In their presentation, they said that, of that $457 million, the school system had completed projects totaling $271 million, including $52 million for rebuilding Eastern High School, which burned down in 2006. About $37 million was used to build a new Jamestown Middle School. Much of the bond money was spent adding tennis courts, tracks, stadiums and other athletic facilities at county schools.

School officials said that about $102 million of the bond money is in projects currently under construction – such as an autism wing at Ragsdale High School.

About $37 million in bond projects are "under design" and some of the money has yet to be spent.

A few days before the commissioners' retreat, the Guilford County Board of Education voted not to proceed with building a new airport area high school.

At the retreat, Board of Education Chairman Alan Duncan told the commissioners that the proposed high school, which had originally been on the list of bond projects, was no longer in the works.
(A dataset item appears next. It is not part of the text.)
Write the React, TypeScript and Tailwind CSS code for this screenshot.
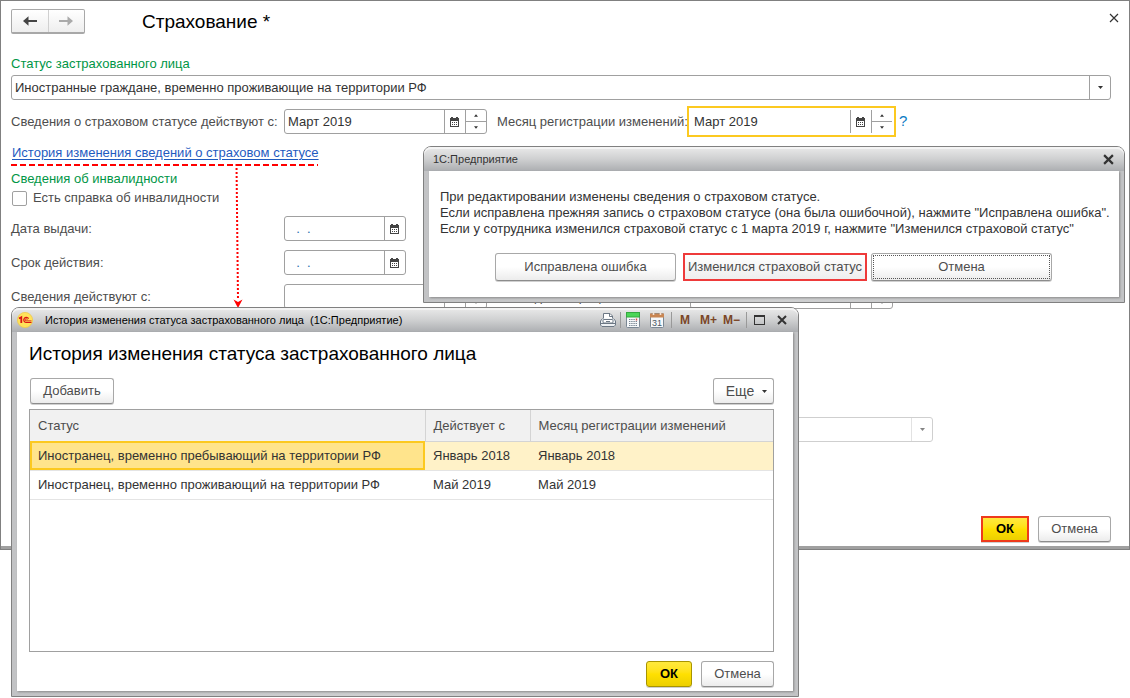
import type { ReactNode } from "react";

const btn =
  "rounded-[3px] border border-[#a8a8a8] border-b-[#8c8c8c] bg-gradient-to-b from-white from-50% to-[#ececec] text-[#4d4d4d] shadow-[0_1px_0_#d0d0d0] whitespace-nowrap";
const okBtn =
  "h-[26px] bg-gradient-to-b from-[#ffe93c] via-[#ffe000] to-[#eccf00] font-bold text-black shadow-[0_1px_0_#d0d0d0]";

function CalendarIcon() {
  return (
    <svg width="9" height="10" viewBox="0 0 9 10" shapeRendering="crispEdges" aria-hidden="true">
      <path fill="#444" fillRule="evenodd" d="M1 0h2v1h3V0h2v1h1v9H0V1h1zM1 4v5h7V4z" />
      <path fill="#444" d="M2 5h1v1H2zM4 5h1v1H4zM6 5h1v1H6zM2 7h1v1H2zM4 7h1v1H4zM6 7h1v1H6z" />
    </svg>
  );
}

function Caret({ up = false, size = 5 }: { up?: boolean; size?: number }) {
  return (
    <svg width={size} height="3" viewBox="0 0 5 3" aria-hidden="true">
      <path fill="#333" d={up ? "M0 3L2.500 0L5 3z" : "M0 0L2.500 3L5 0z"} />
    </svg>
  );
}

function MonthField({ id, value, active = false }: { id: string; value: string; active?: boolean }) {
  return (
    <div
      className={
        active
          ? "flex h-[25px] w-[203px] border border-transparent outline-2 outline-offset-1 outline-[#fcc920]"
          : "flex h-[25px] w-[203px] rounded-[3px] border border-[#a0a0a0]"
      }
    >
      <input id={id} defaultValue={value} className="min-w-0 flex-1 bg-transparent px-[3px] text-[#333] outline-none" />
      <button aria-label="Выбрать месяц" className="flex w-[21px] items-center justify-center border-l border-[#a0a0a0] pr-px">
        <CalendarIcon />
      </button>
      <div className="flex w-[21px] flex-col border-l border-[#a0a0a0]">
        <button aria-label="Следующий месяц" className="flex flex-1 items-center justify-center border-b border-[#a0a0a0]">
          <Caret up size={4} />
        </button>
        <button aria-label="Предыдущий месяц" className="flex flex-1 items-center justify-center">
          <Caret size={4} />
        </button>
      </div>
    </div>
  );
}

function MonthRow({ id, label, value, active = false, help = false }: { id: string; label: string; value: string; active?: boolean; help?: boolean }) {
  return (
    <div className="mt-[9px] flex h-[25px] items-center whitespace-nowrap">
      <label htmlFor={id + "-from"} className="w-[273px] shrink-0">{label}</label>
      <MonthField id={id + "-from"} value={value} />
      <label htmlFor={id + "-reg"} className="ml-[10px] w-[193px] shrink-0">Месяц регистрации изменений:</label>
      <MonthField id={id + "-reg"} value={value} active={active} />
      {help && <button className="ml-[6px] text-[15px] text-[#0a7bc4]">?</button>}
    </div>
  );
}

function DateRow({ id, label }: { id: string; label: string }) {
  return (
    <div className="mt-[9px] flex h-[25px] items-center">
      <label htmlFor={id} className="w-[273px]">{label}</label>
      <div className="flex h-[25px] w-[122px] rounded-[3px] border border-[#a0a0a0]">
        <input id={id} defaultValue={"\u00a0\u00a0.\u00a0\u00a0."} className="min-w-0 flex-1 bg-transparent px-1 text-[#2a6fb0] outline-none" />
        <button aria-label="Выбрать дату" className="flex w-[21px] items-center justify-center border-l border-[#a0a0a0] pr-px">
          <CalendarIcon />
        </button>
      </div>
    </div>
  );
}

function CloseIcon({ size, stroke }: { size: number; stroke: number }) {
  return (
    <svg width={size} height={size} viewBox="0 0 10 10" aria-hidden="true">
      <path d="M1 1l8 8M9 1L1 9" stroke="#333" strokeWidth={stroke} />
    </svg>
  );
}

function Frame({ title, place, children }: { title: ReactNode; place: string; children: ReactNode }) {
  return (
    <section
      className={
        "absolute rounded-t-[8px] border border-[#808080] bg-gradient-to-r from-[#c2c3c5] via-[#cfd0d1] to-[#c2c3c5] px-[5px] pb-[5px] " + place
      }
    >
      <header className="-mx-[5px] flex h-[24px] items-center rounded-t-[7px] bg-gradient-to-b from-[#eaeaea] via-[#cfd0d1] to-[#acaeb1] text-[11px] shadow-[inset_0_2px_0_#f4f4f4]">
        {title}
      </header>
      <div className="bg-white shadow-[1px_1px_2px_#8a8a8a]">{children}</div>
    </section>
  );
}

function LogoIcon() {
  return (
    <svg width="16" height="16" viewBox="0 0 16 16" aria-hidden="true">
      <circle cx="8" cy="8" r="7.600" fill="#ffe25a" stroke="#f0c94a" strokeWidth=".8" />
      <path d="M2 6.500L4.300 5.300V11" fill="none" stroke="#d91414" strokeWidth="1.800" />
      <path d="M11.600 6.600A2.600 2.600 0 1 0 9 10.500H14.500" fill="none" stroke="#d91414" strokeWidth="1.200" />
      <path d="M10.300 7.700a1.100 1.100 0 1 0-1.300 1.200H14.500" fill="none" stroke="#d91414" strokeWidth=".9" />
    </svg>
  );
}

function PrinterIcon() {
  return (
    <svg width="16" height="16" viewBox="0 0 16 16" aria-hidden="true">
      <path d="M3.500 8V1.500h6.500L12.500 4v4" fill="#fff" stroke="#6d7885" />
      <path d="M9.500 1.500V4.500h3" fill="none" stroke="#6d7885" />
      <path d="M2.500 6.500L.5 9v4l1.500 1.500h12l1.500-1.500V9l-2-2.500" fill="#eef1f4" stroke="#6d7885" />
      <rect x="3" y="7.500" width="10" height="3.500" rx="1" fill="#fff" stroke="#6d7885" />
      <path d="M1 11.500h14M6 9.500h4" stroke="#6d7885" />
    </svg>
  );
}

function CalculatorIcon() {
  return (
    <svg width="14" height="16" viewBox="0 0 14 16" aria-hidden="true">
      <rect x=".5" y=".5" width="13" height="15" rx="1" fill="#f6f8fa" stroke="#7a8794" />
      <rect x=".5" y=".5" width="13" height="4.500" fill="#4bd557" stroke="#34a83f" />
      <path d="M3 7.500h6.500M3 9.500h8M3 11.500h8M3 13.500h8" stroke="#7a8794" strokeWidth="1.200" strokeDasharray="1.400 .8" />
      <path d="M9.800 6.500h1.400v2H9.800z" fill="#e04a3c" />
    </svg>
  );
}

function DayIcon() {
  return (
    <svg width="14" height="16" viewBox="0 0 14 16" aria-hidden="true">
      <rect x=".5" y="1.500" width="13" height="14" rx="1" fill="#f6f8fa" stroke="#7a8794" />
      <path d="M0 1.500h14V5.500H0z" fill="#c98653" />
      <path d="M3.500 0v3M10.500 0v3" stroke="#f3e3d6" strokeWidth="1.600" />
      <text x="7" y="13.500" textAnchor="middle" fontSize="9" fontFamily="Liberation Sans, sans-serif" fill="#4a5663">31</text>
    </svg>
  );
}

const columns = ["Статус", "Действует с", "Месяц регистрации изменений"];
const rows = [
  ["Иностранец, временно пребывающий на территории РФ", "Январь 2018", "Январь 2018"],
  ["Иностранец, временно проживающий на территории РФ", "Май 2019", "Май 2019"],
];

export default function App() {
  return (
    <div className="relative min-h-screen bg-white font-['Liberation_Sans',Arial,sans-serif] text-[13px] text-[#4d4d4d]">
      <main className="border border-[#808080] bg-white">
        <div className="flex flex-col border-b-[3px] border-[#a0a0a0] px-[10px] pt-2 pb-1">
          <div className="flex h-[25px] items-center">
            <div className="flex h-[25px] w-[74px] rounded-[2px] border border-b-2 border-[#a8a8a8] bg-gradient-to-b from-white to-[#eeeeee]">
              <button aria-label="Назад" className="flex flex-1 items-center justify-center border-r border-[#d0d0d0]">
                <svg width="14" height="10" viewBox="0 0 14 10"><path d="M0 5l5.500-4.800v3.700H14v2.200H5.500v3.700z" fill="#444" /></svg>
              </button>
              <button aria-label="Вперед" className="flex flex-1 items-center justify-center">
                <svg width="14" height="10" viewBox="0 0 14 10"><path d="M14 5L8.500.2v3.700H0v2.200h8.500v3.700z" fill="#aaa" /></svg>
              </button>
            </div>
            <h1 className="ml-[57px] flex-1 pt-[2px] text-[19px] text-black">Страхование *</h1>
            <button aria-label="Закрыть" className="-mt-2"><CloseIcon size={10} stroke={1.2} /></button>
          </div>

          <label htmlFor="status" className="mt-5 h-5 leading-5 text-[#009646]">Статус застрахованного лица</label>
          <div className="mt-px mr-2 flex h-[25px] rounded-[3px] border border-[#a0a0a0]">
            <input id="status" defaultValue="Иностранные граждане, временно проживающие на территории РФ" className="min-w-0 flex-1 bg-transparent px-[3px] text-[#333] outline-none" />
            <button aria-label="Открыть список" className="flex w-[21px] items-center justify-center border-l border-[#a0a0a0]"><Caret /></button>
          </div>

          <MonthRow id="insured" label="Сведения о страховом статусе действуют с:" value="Март 2019" active help />

          <a href="#history" className="mt-[10px] w-[307px] bg-[repeating-linear-gradient(to_right,#f00_0_6px,transparent_6px_9px)] bg-[length:100%_2px] bg-bottom bg-no-repeat pb-1 pl-px leading-[18px] whitespace-nowrap text-[#1f5bbf] underline underline-offset-2">
            История изменения сведений о страховом статусе
          </a>
          <h2 className="mt-1 leading-[18px] text-[#009646]">Сведения об инвалидности</h2>
          <label className="mt-px flex h-[18px] items-center gap-[6px]">
            <input type="checkbox" className="ml-px size-[15px] appearance-none rounded-[2px] border border-[#a0a0a0] bg-white" />
            Есть справка об инвалидности
          </label>
          <DateRow id="issued" label="Дата выдачи:" />
          <DateRow id="valid" label="Срок действия:" />
          <MonthRow id="disability" label="Сведения действуют с:" value="" />
          <div className="mt-[108px] ml-[273px] flex h-[25px] w-[649px] rounded-[3px] border border-[#cfcfcf]">
            <input aria-label="Вид" disabled className="min-w-0 flex-1" />
            <button aria-label="Открыть список" disabled className="flex w-[21px] items-center justify-center border-l border-[#cfcfcf] opacity-60"><Caret /></button>
          </div>
          <div className="mt-[74px] mr-2 flex justify-end gap-[9px]">
            <button className={okBtn + " w-12 border-2 border-[#ee3a1c]"}>ОК</button>
            <button className={btn + " h-[26px] w-[73px]"}>Отмена</button>
          </div>
        </div>
      </main>

      <svg className="pointer-events-none absolute top-[164px] left-[230px]" width="16" height="144" viewBox="0 0 16 144" aria-hidden="true">
        <path d="M6.500 0L8 136" stroke="#f00" strokeWidth="2" strokeDasharray="2 2" />
        <path d="M3.500 135.500L8 138L12.500 135.500L8 144z" fill="#f00" />
      </svg>

      <Frame
        place="top-[146px] left-[423px] w-[702px]"
        title={
          <>
            <h2 className="ml-[9px] flex-1 text-[#333]">1С:Предприятие</h2>
            <button aria-label="Закрыть" className="mr-[10px]"><CloseIcon size={11} stroke={2} /></button>
          </>
        }
      >
        <div className="px-[11px] pt-[18px] pb-4">
          <p className="leading-4 whitespace-nowrap text-[#333]">
            При редактировании изменены сведения о страховом статусе.<br />
            Если исправлена прежняя запись о страховом статусе (она была ошибочной), нажмите "Исправлена ошибка".<br />
            Если у сотрудника изменился страховой статус с 1 марта 2019 г, нажмите "Изменился страховой статус"
          </p>
          <div className="mt-4 ml-[55px] flex">
            <button className={btn + " h-7 w-[181px]"}>Исправлена ошибка</button>
            <button className="ml-[7px] h-7 w-[184px] border-2 border-[#ee3a3a] bg-gradient-to-b from-white to-[#eeeeee] whitespace-nowrap">Изменился страховой статус</button>
            <button className={btn + " ml-1 h-7 w-[181px] p-px"}>
              <span className="flex h-full items-center justify-center border border-dotted border-[#555]">Отмена</span>
            </button>
          </div>
        </div>
      </Frame>

      <Frame
        place="top-[307px] left-[11px] w-[788px]"
        title={
          <>
            <span className="ml-[5px]"><LogoIcon /></span>
            <h2 className="ml-3 flex-1 whitespace-pre text-black">История изменения статуса застрахованного лица  (1С:Предприятие)</h2>
            <button aria-label="Печать"><PrinterIcon /></button>
            <span className="ml-[4px] h-4 w-px bg-[#999]" />
            <button aria-label="Калькулятор" className="ml-[5px]"><CalculatorIcon /></button>
            <button aria-label="Календарь" className="ml-[10px]"><DayIcon /></button>
            <span className="ml-[7px] h-4 w-px bg-[#999]" />
            <button className="ml-2 text-xs font-bold text-[#7a4526]">M</button>
            <button className="ml-[10px] text-xs font-bold text-[#7a4526]">M+</button>
            <button className="ml-[6px] text-xs font-bold text-[#7a4526]">M−</button>
            <span className="ml-[6px] h-4 w-px bg-[#999]" />
            <button aria-label="Развернуть" className="ml-[7px] h-[10px] w-[11px] border border-t-2 border-[#333]" />
            <button aria-label="Закрыть" className="mr-[11px] ml-3"><CloseIcon size={10} stroke={2} /></button>
          </>
        }
      >
        <div className="px-3 pt-[10px] pr-[19px] pb-1">
          <h1 id="history" className="text-[19px] leading-6 text-black">История изменения статуса застрахованного лица</h1>
          <div className="mt-3 flex justify-between">
            <button className={btn + " ml-px h-[26px] w-[84px]"}>Добавить</button>
            <button className={btn + " flex h-[26px] w-[61px] items-center justify-center gap-2 pl-[6px] text-sm"}>Еще <Caret /></button>
          </div>
          <div className="mt-[5px] min-h-[243px] border border-[#a0a0a0]">
            <table className="w-full table-fixed border-collapse text-left text-[#333]">
              <colgroup><col className="w-[395px]" /><col className="w-[105px]" /><col /></colgroup>
              <thead>
                <tr className="h-[31px] border-b border-[#d4d4d4] bg-[#f1f1f1] text-[#4d4d4d]">
                  {columns.map((c) => (
                    <th key={c} className="border-r border-[#d4d4d4] px-2 font-normal last:border-r-0">{c}</th>
                  ))}
                </tr>
              </thead>
              <tbody>
                {rows.map((r, i) => (
                  <tr key={r[0]} className={i === 0 ? "h-[29px] border-b border-[#e4e4e4] bg-[#fff2c8]" : "h-[29px] border-b border-[#e4e4e4]"}>
                    {r.map((c, j) => (
                      <td key={j} className={i === 0 && j === 0 ? "bg-[#ffe48c] px-2 outline-2 -outline-offset-2 outline-[#fcc920]" : "px-2"}>{c}</td>
                    ))}
                  </tr>
                ))}
              </tbody>
            </table>
          </div>
          <div className="mt-[9px] flex justify-end gap-[9px]">
            <button className={okBtn + " w-[46px] rounded-[3px] border border-[#a89400]"}>ОК</button>
            <button className={btn + " h-[26px] w-[73px]"}>Отмена</button>
          </div>
        </div>
      </Frame>
    </div>
  );
}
"Acquiring land in that area has been exceedingly difficult," Duncan said.

He said the schools were now looking at expanding existing facilities to handle the growing number of students in the airport area.

On a more upbeat note, Green said that an infusion of grant money totaling $35 million will fund a new program that provides all middle school students with tablet computers.

"This is a tablet the student can take home and all course materials will be on it," Green said.

Several commissioners wanted to know if parents would have to pay anything if the tablets were lost, stolen or damaged.

Green told the board that the grant money also covered insurance for the tablets.

"We do build it in as part of the contract, at no expense to the parent," Green said.

He also said that, in pilot programs where the schools have used tablet computers, he had been pleasantly surprised by the small number of problems of that nature.